Were you the one who didn’t want to add Neil Young to Crosby, Stills & Nash?

Nash: I was. We had just discovered this vocal sound, and just made this great record. Obviously, we would have to go out and play it live, and although David and I are very decent rhythm guitar players, Stephen was used to being challenged by another lead guitarist because he’d spent years with the Springfield. After many discussions, after it was decided that Neil should be invited to join, I didn’t like the idea at first because I didn’t want to disturb that vocal sound. We were intimately linked, and we knew where we had to go with any particular piece of music.
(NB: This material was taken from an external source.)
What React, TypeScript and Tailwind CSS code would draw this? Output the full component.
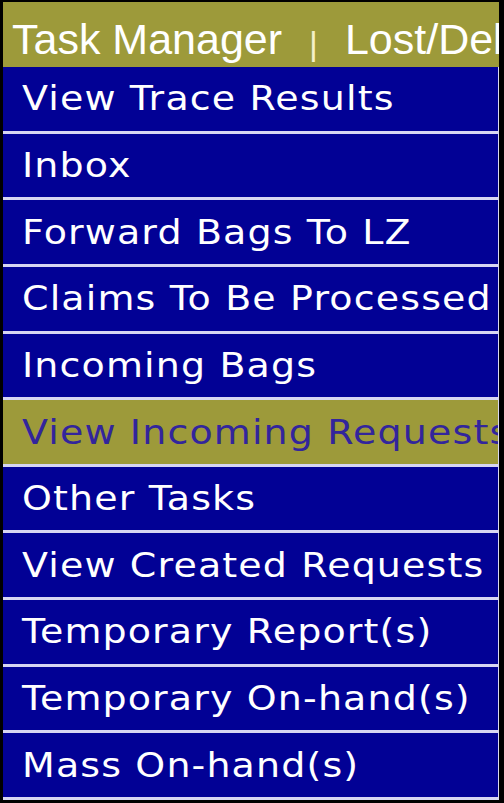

And that would all have to change with the addition of another voice.

I loved Neil; when The Hollies toured Canada, I’d brought a small record player with me, and the Buffalo Springfield Again album. I’d constantly play “Expecting to Fly” — it was one of the best records I’d ever heard in my life. I loved his voice, but I didn’t know how it would fit in with this three-part that was so strong in my soul.

And so I went to breakfast with Neil on Bleecker Street in Manhattan. And I swear to God, after that breakfast I’d have made him president. The guy was incredibly funny and very, very dry. I already knew his songwriting ability and sensibility. And after that, there was no doubt that he should join us.

Next came Woodstock, (the song) “Woodstock,” Big Sur, Déjà vu and Nash’s sunny singalong “Teach Your Children.” They were rock royalty; fans and the music press hung on their every word (they had become, in effect, “America’s Answer to the Beatles”).

The “Teach Your Children/Carry On” single was climbing the charts in June 1970 when CSNY rush-released “Ohio,” Young’s spontaneously written and recorded reaction to the murder of four Kent State students by National Guardsmen.

“It was on the street 12 days after it was recorded,” Nash says proudly. “We killed our own single. We didn’t give a f**k. We love upsetting apple carts.”